Exercise: The shortest published Mathematical paper

A candidate for the shortest mathematical paper ever shows the following result:

\begin{equation} 27^5 + 84^5 + 110^5 + 133^5 = 144^5. \end{equation}

This is interesting as

This is a counterexample to a conjecture by Euler ... that at least $n$ $n$th powers are required to sum to an $n$th power, $n > 2$.

Exercise 1

Using Python, check the equation above is true.

Exercise 2

The more interesting statement in the paper is that

\begin{equation} 27^5 + 84^5 + 110^5 + 133^5 = 144^5. \end{equation}

[is] the smallest instance in which four fifth powers sum to a fifth power.

Interpreting "the smallest instance" to mean the solution where the right hand side term (the largest integer) is the smallest, we want to use Python to check this statement.

We are going to need to generate all possible combinations of four integers $a, b, c, d$ and test if $a^5 + b^5 + c^5 + d^5$ matches $e^5$ where $e$ is another integer.

The problem is the number of combinations grows very fast - the standard formula says that for a list of length $n$ there are

\begin{equation} \begin{pmatrix} n \\ k \end{pmatrix} = \frac{n!}{k! (n-k)!} \end{equation}

combinations of length $k$. For $k=4$ as needed here we will have $n (n-1) (n-2) (n-3) / 24$ combinations.

Show, by getting Python to compute the number of combinations $N = \begin{pmatrix} n \\ 4 \end{pmatrix}$ that $N$ grows roughly as $n^4$. To do this, plot the number of combinations and $n^4$ on a log-log scale. Restrict to $n \le 50$.

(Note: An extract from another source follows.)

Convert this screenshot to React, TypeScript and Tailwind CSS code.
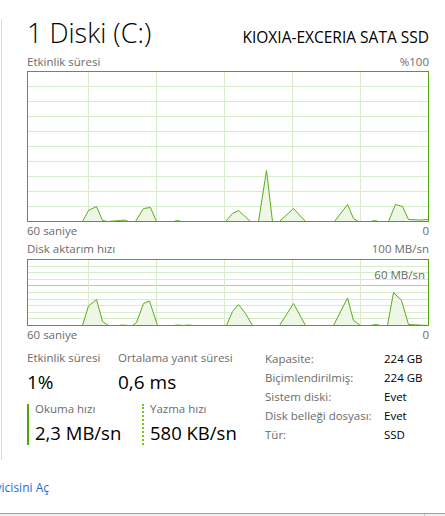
import React from "react";

type Pt = [number, number];

// page coordinates of the sampled peaks, converted to chart space below
const activity: Pt[] = [
  [27, 221], [82, 221], [88, 210], [96, 206], [102, 220], [107, 221], [120, 220], [124, 219.5], [128, 221],
  [135, 221], [143, 208], [150, 207], [156, 221], [173, 221], [177, 220], [181, 221], [225, 221], [232, 213],
  [238, 210], [250, 221], [258, 221], [266, 170], [272, 221], [279, 221], [293, 208], [305, 221], [334, 221],
  [347, 204], [353, 218], [358, 221], [370, 221], [374, 220], [378, 221], [388, 221], [395, 204], [402, 206],
  [408, 219], [420, 219.5], [428, 219],
];

const transfer: Pt[] = [
  [27, 325], [82, 325], [88, 305.5], [96, 299], [102, 321], [108, 325], [118, 325], [122, 324.5], [128, 325],
  [132, 325], [136, 322], [143, 303], [149, 300.5], [157, 325], [173, 325], [178, 324.5], [183, 325], [188, 324.5],
  [193, 325], [226, 325], [232, 311], [238, 304], [245, 313], [252, 325], [279, 325], [293, 303], [305, 325],
  [333, 325], [347, 297.5], [353, 320], [360, 325], [370, 325], [375, 324], [380, 325], [387, 325], [393, 292],
  [401, 300], [408, 324], [418, 324.5], [428, 325],
];

function Chart({ points, top, height, rows, midRow }: { points: Pt[]; top: number; height: number; rows: number; midRow?: number }) {
  const w = 402;
  const bottom = height - 1;
  const local = points.map(([x, y]) => [x - 27 + 0.5, y - top + 0.5] as Pt);
  const line = local.map(([x, y], i) => `${i ? "L" : "M"}${x} ${y}`).join(" ");
  const area = `${line} L${local[local.length - 1][0]} ${bottom + 0.5} L${local[0][0]} ${bottom + 0.5} Z`;
  const step = (height - 1) / rows;
  const hLines = Array.from({ length: rows - 1 }, (_, i) => Math.round((i + 1) * step));
  const vLines = [61, 129, 197, 265, 333];

  return (
    <svg width={w} height={height} className="block">
      <rect x={0} y={0} width={w} height={height} fill="#ffffff" />
      {hLines.map((y, i) => (
        <line key={"h" + i} x1={0} x2={w} y1={y + 0.5} y2={y + 0.5} stroke={midRow === i + 1 ? "#a9d68c" : "#d9ecc9"} strokeWidth={1} />
      ))}
      {vLines.map((x) => (
        <line key={"v" + x} x1={x + 0.5} x2={x + 0.5} y1={0} y2={height} stroke="#d9ecc9" strokeWidth={1} />
      ))}
      <path d={area} fill="#eef7e6" />
      <path d={line} fill="none" stroke="#5aae1c" strokeWidth={1} strokeLinejoin="round" />
      <rect x={0.5} y={0.5} width={w - 1} height={height - 1} fill="none" stroke="#4da60c" strokeWidth={1} />
    </svg>
  );
}

export default function App() {
  return (
    <div className="w-[445px] h-[516px] bg-white overflow-hidden flex flex-col font-['Open_Sans','Noto_Sans',sans-serif] text-black">
      <div className="mt-[19px] ml-[1px] h-[441px] border-l border-[#dadada] pl-[25px] pr-[16px]">
        <div className="flex items-baseline justify-between h-[36px]">
          <span className="text-[27px] leading-[27px] font-light">1 Diski (C:)</span>
          <span className="text-[15.5px] leading-[20px]">KIOXIA-EXCERIA SATA SSD</span>
        </div>

        <div className="flex justify-between h-[14px] text-[11.5px] leading-[14px] text-[#6b6b6b]">
          <span>Etkinlik süresi</span>
          <span>%100</span>
        </div>
        <div className="mt-[2px]">
          <Chart points={activity} top={71} height={151} rows={10} />
        </div>
        <div className="flex justify-between h-[18px] text-[11.5px] leading-[18px] text-[#6b6b6b]">
          <span>60 saniye</span>
          <span>0</span>
        </div>

        <div className="mt-[2px] flex justify-between h-[14px] text-[11.5px] leading-[14px] text-[#6b6b6b]">
          <span>Disk aktarım hızı</span>
          <span>100 MB/sn</span>
        </div>
        <div className="mt-[3px] relative">
          <Chart points={transfer} top={259} height={67} rows={10} midRow={4} />
          <span className="absolute right-[4px] top-[9px] text-[11.5px] leading-[14px] text-[#6b6b6b]">60 MB/sn</span>
        </div>
        <div className="flex justify-between h-[18px] text-[11.5px] leading-[18px] text-[#6b6b6b]">
          <span>60 saniye</span>
          <span>0</span>
        </div>

        <div className="flex">
          <div className="w-[238px] flex flex-col">
            <div className="flex mt-[7px]">
              <div className="w-[91px]">
                <div className="text-[11.5px] leading-[14px] text-[#6b6b6b]">Etkinlik süresi</div>
                <div className="mt-[5px] text-[19px] leading-[24px]">1%</div>
              </div>
              <div>
                <div className="text-[11.5px] leading-[14px] text-[#6b6b6b]">Ortalama yanıt süresi</div>
                <div className="mt-[5px] text-[19px] leading-[24px]">0,6 ms</div>
              </div>
            </div>
            <div className="flex mt-[10px]">
              <div className="w-[115px] border-l-2 border-[#4da60c] pl-[6px] h-[41px]">
                <div className="text-[11.5px] leading-[10px] text-[#6b6b6b]">Okuma hızı</div>
                <div className="mt-[7px] text-[18.5px] leading-[24px] whitespace-nowrap">2,3 MB/sn</div>
              </div>
              <div className="border-l-2 border-dotted border-[#78c51f] pl-[6px] h-[41px]">
                <div className="text-[11.5px] leading-[10px] text-[#6b6b6b]">Yazma hızı</div>
                <div className="mt-[7px] text-[18.5px] leading-[24px] whitespace-nowrap">580 KB/sn</div>
              </div>
            </div>
          </div>

          <div className="pt-[6px] grid grid-cols-[119px_auto] text-[11.5px] leading-[17.6px]">
            <span className="text-[#6b6b6b]">Kapasite:</span>
            <span>224 GB</span>
            <span className="text-[#6b6b6b]">Biçimlendirilmiş:</span>
            <span>224 GB</span>
            <span className="text-[#6b6b6b]">Sistem diski:</span>
            <span>Evet</span>
            <span className="text-[#6b6b6b]">Disk belleği dosyası:</span>
            <span>Evet</span>
            <span className="text-[#6b6b6b]">Tür:</span>
            <span>SSD</span>
          </div>
        </div>
      </div>

      <div className="mt-[21px] w-[49px] flex justify-end h-[14px]">
        <span className="shrink-0 whitespace-nowrap text-[12px] leading-[14px] text-[#1a6fd4]">Kaynak İzleyicisini Aç</span>
      </div>

      <div className="mt-auto h-[3px] border-t border-[#a0a0a0] bg-[#f0f0f0] flex">
        <div className="ml-[424px] w-px h-full bg-[#c4c4c4]" />
      </div>
    </div>
  );
}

You may find the combinations function from the itertools package useful.

Exercise 3

With 17 million combinations to work with, we'll need to be a little careful how we compute. To check the interesting statement in the paper,

  1. Construct a numpy array containing all integers in $1, \dots, 144$ to the fifth power.
  2. Construct a list of all combinations of four elements from this array.
  3. Construct a list of sums of all these combinations.
  4. Loop over one list and check if the entry appears in the other list (ie, use the in keyword).

By printing out any entries that pass this check, you should see only the solution given in the paper.